Prince Rama Prince RamaTrust Now
I first saw Prince Rama, or Prince Rama of Ayodhya as they were then known, at the Green Man festival in Wales four years ago. They were just about the weirdest proposition on the bill. The drums clattered, the melodies swelled, and you were never more than a minute away from a bout of high-pitched yelping. Featuring keyboardist Michael Collins and drummer Taraka Larson alongside her sister Nimai on guitar and vocals, the whole experience was a bit like walking into your hippie auntie's Astral Energy dance class. But in a good way. In fact it was a surprise to realise, ten minutes in, that no one around me was naked.
After that I made sure to pick up debut album “Threshold Dances” and was not disappointed, even if it did occasionally stray into sounding like an amateur-dramatic musical interpretation of the Bhagavad Gita. For amid the crazed whooping and chanting there were some excellent songs, not least the auto-harp opus “Gita Nagari (Part I)”. Also, the knowledge that the whole band actually grew up in a Hare Krishna community stopped the spiritual dimension and eastern-influenced phrasing from seeming contrived.
Since then they've streamlined. They dropped “Of Ayodhya” (name a bit too weird?) and Michael Collins (name not weird enough?) has taken temporary leave. Yet ironically the sound is bigger than ever on “Trust Now”, their fifth full-length album, and the loss of Collins hasn't diminished the dominance of synths. Furthermore, the decision to record the album in a 19th Century church with Scott Colborn (who's produced Arcade Fire and Animal Collective), means Prince Rama sound more epic than ever.
The album kicks off with a montage of soulful “oooooooh yeeeaaaeeaaaaeeaah” samples (a trick previously employed by Portland's Quasi), before a tumult of brutal synth stabs introduce opening track “Rest In Peace”. Nimai's voice has developed nicely over the last few years, and her singing is much less shrill than on previous releases; toned down just as everything else is turned up.
The music has also morphed slightly. The primary influence is still Eastern, but further East than before. South-East Asia specifically. Pentatonic scales abound, and on songs like “Summer Of Love” Prince Rama sound a little like California-cum-Cambodia outfit Dengue Fever (if Dengue Fever sounded as weird as they look).
They also have not a little Gang Gang Dance about them, sharing a similar commitment to the sort of musical freedom that can only be attained through otherworldly, synth-driven improvisation. The keyboard patterns and shifting tempos of “Trust” are certainly familiar in this respect, though whenever you forget who you're listening to, a ribald chant of the song's title helpfully pops up. Only Prince Rama goes for mantras rather than choruses.

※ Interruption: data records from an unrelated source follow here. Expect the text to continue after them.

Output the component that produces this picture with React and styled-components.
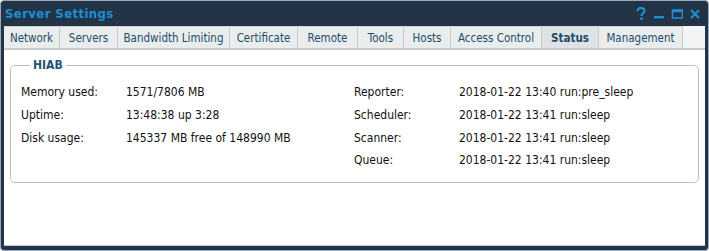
import React from "react";
import styled, { createGlobalStyle } from "styled-components";

const Global = createGlobalStyle`
  html, body { margin: 0; padding: 0; background: #ffffff; }
  body { font-family: "DejaVu Sans Condensed", "DejaVu Sans", sans-serif; }
  * { box-sizing: border-box; }
`;

const Window = styled.div`
  width: 709px;
  height: 251px;
  background: #223446;
  border: 1px solid #9aa8bc;
  border-radius: 4px;
  padding: 0 3px 4px 3px;
  display: flex;
  flex-direction: column;
`;

const TitleBar = styled.div`
  height: 25px;
  display: flex;
  align-items: center;
  justify-content: space-between;
  padding: 0 4px 0 1px;
`;

const Title = styled.div`
  color: #1b8fd6;
  font-weight: bold;
  font-size: 13px;
  letter-spacing: 0.4px;
`;

const Controls = styled.div`
  display: flex;
  align-items: center;
  gap: 6px;
`;

const Ctrl = styled.svg`
  display: block;
`;

const Body = styled.div`
  flex: 1;
  background: #ffffff;
  display: flex;
  flex-direction: column;
  border-bottom: 1px solid #c4c8cc;
`;

const TabStrip = styled.div`
  height: 24px;
  display: flex;
  align-items: flex-end;
  background: #f2f3f3;
  border-bottom: 2px solid #c8cbcd;
`;

const Tab = styled.div`
  height: 22px;
  display: flex;
  align-items: center;
  justify-content: center;
  width: ${(p) => p.w}px;
  background: ${(p) => (p.active ? "#dfe3e5" : "#e9eded")};
  border-right: 1px solid #c9cccd;
  border-top: 1px solid #d2d5d6;
  color: #1d4c69;
  font-size: 11.5px;
  font-weight: ${(p) => (p.active ? "bold" : "normal")};
`;

const Content = styled.div`
  padding: 8px 6px 0 6px;
`;

const Fieldset = styled.fieldset`
  margin: 0;
  border: 1px solid #b9bccb;
  border-radius: 5px;
  padding: 9px 0 10px 10px;
  display: grid;
  grid-template-columns: 333px 1fr;
`;

const Legend = styled.legend`
  margin-left: 9px;
  padding: 0 3px;
  color: #1f5579;
  font-weight: bold;
  font-size: 12px;
`;

const Column = styled.div`
  display: flex;
  flex-direction: column;
`;

const Row = styled.div`
  height: 22.7px;
  display: flex;
  align-items: center;
  font-size: 12px;
  color: #111;
`;

const Label = styled.span`
  width: 105px;
  flex: none;
`;

const Value = styled.span``;

const tabs = [
  ["Network", 56],
  ["Servers", 58],
  ["Bandwidth Limiting", 112],
  ["Certificate", 68],
  ["Remote", 60],
  ["Tools", 46],
  ["Hosts", 47],
  ["Access Control", 91],
  ["Status", 57, true],
  ["Management", 84],
];

const left = [
  ["Memory used:", "1571/7806 MB"],
  ["Uptime:", "13:48:38 up 3:28"],
  ["Disk usage:", "145337 MB free of 148990 MB"],
];
const right = [
  ["Reporter:", "2018-01-22 13:40 run:pre_sleep"],
  ["Scheduler:", "2018-01-22 13:41 run:sleep"],
  ["Scanner:", "2018-01-22 13:41 run:sleep"],
  ["Queue:", "2018-01-22 13:41 run:sleep"],
];

const C = "#1b8fd6";

export default function App() {
  return (
    <>
      <Global />
      <Window>
        <TitleBar>
          <Title>Server Settings</Title>
          <Controls>
            <Ctrl width="12" height="14" viewBox="0 0 12 14">
              <path d="M2.5 4.2 C2.5 1.8 4.2 1 6 1 C8 1 9.5 2.2 9.5 4 C9.5 6 7.2 6.3 6.6 8 L6.6 9" fill="none" stroke={C} strokeWidth="2.2" />
              <rect x="5.4" y="10.6" width="2.4" height="2.4" fill={C} />
            </Ctrl>
            <Ctrl width="12" height="14" viewBox="0 0 12 14">
              <rect x="1" y="9" width="10" height="2.4" fill={C} />
            </Ctrl>
            <Ctrl width="12" height="14" viewBox="0 0 12 14">
              <rect x="1.5" y="3" width="10" height="8" fill="none" stroke={C} strokeWidth="1.6" />
              <rect x="1.5" y="3" width="10" height="2.2" fill={C} />
            </Ctrl>
            <Ctrl width="12" height="14" viewBox="0 0 12 14">
              <path d="M2 3 L10 11 M10 3 L2 11" stroke={C} strokeWidth="2.2" />
            </Ctrl>
          </Controls>
        </TitleBar>
        <Body>
          <TabStrip>
            {tabs.map(([t, w, a]) => (
              <Tab key={t} w={w} active={a}>
                {t}
              </Tab>
            ))}
          </TabStrip>
          <Content>
            <Fieldset>
              <Legend>HIAB</Legend>
              <Column>
                {left.map(([l, v]) => (
                  <Row key={l}>
                    <Label>{l}</Label>
                    <Value>{v}</Value>
                  </Row>
                ))}
              </Column>
              <Column>
                {right.map(([l, v]) => (
                  <Row key={l}>
                    <Label>{l}</Label>
                    <Value>{v}</Value>
                  </Row>
                ))}
              </Column>
            </Fieldset>
          </Content>
        </Body>
      </Window>
    </>
  );
}
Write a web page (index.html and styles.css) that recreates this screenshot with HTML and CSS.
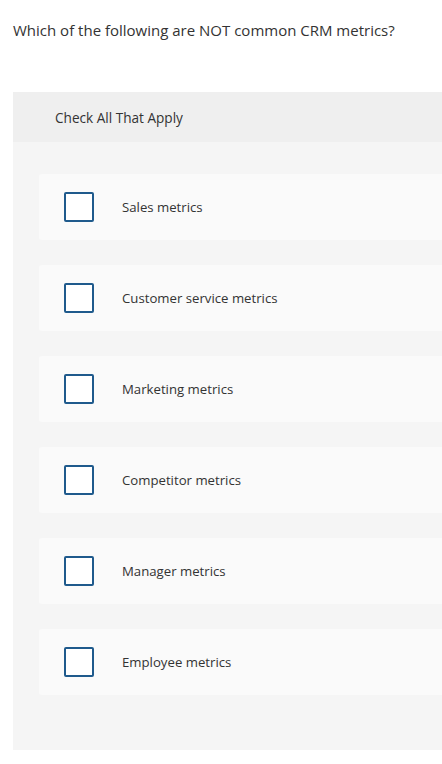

The following track, “Portalling”, is the most chilled on the album, though even this is still awash with cymbal crashes. The drums are, as always, played with a free-spirited abandon, but here the tuned percussion of the gamelan provides some welcome contrast. Yet while you can never call Prince Rama unwilling to experiment, you might find the constant shifting a bit exhausting after a while. Also, perhaps because of the ambience of the church it was recorded in, the parts can occasionally sound a little indistinct and muddy. There seems to be a fashion for recording in churches at the moment (Wu Lyf did the same recently), but you have to wonder whether it's really worth it? I'm sure for the artists it's all about the reverential atmosphere of the surroundings, but sound-wise it's hard to see what benefit it has for the music. Unless you really, really like reverb.
Regardless, if you can live with Prince Rama's new age idiosyncrasies, such complaints are trivial. There's more going on in the six tracks here than some bands could fit in sixty. There is really no one quite like them, and that is a very good thing. Partly because it emphasises the singularity of their approach and enhances the exotic results. Partly because more than one Prince Rama might be too much to take. Even for your hippie auntie's dance class.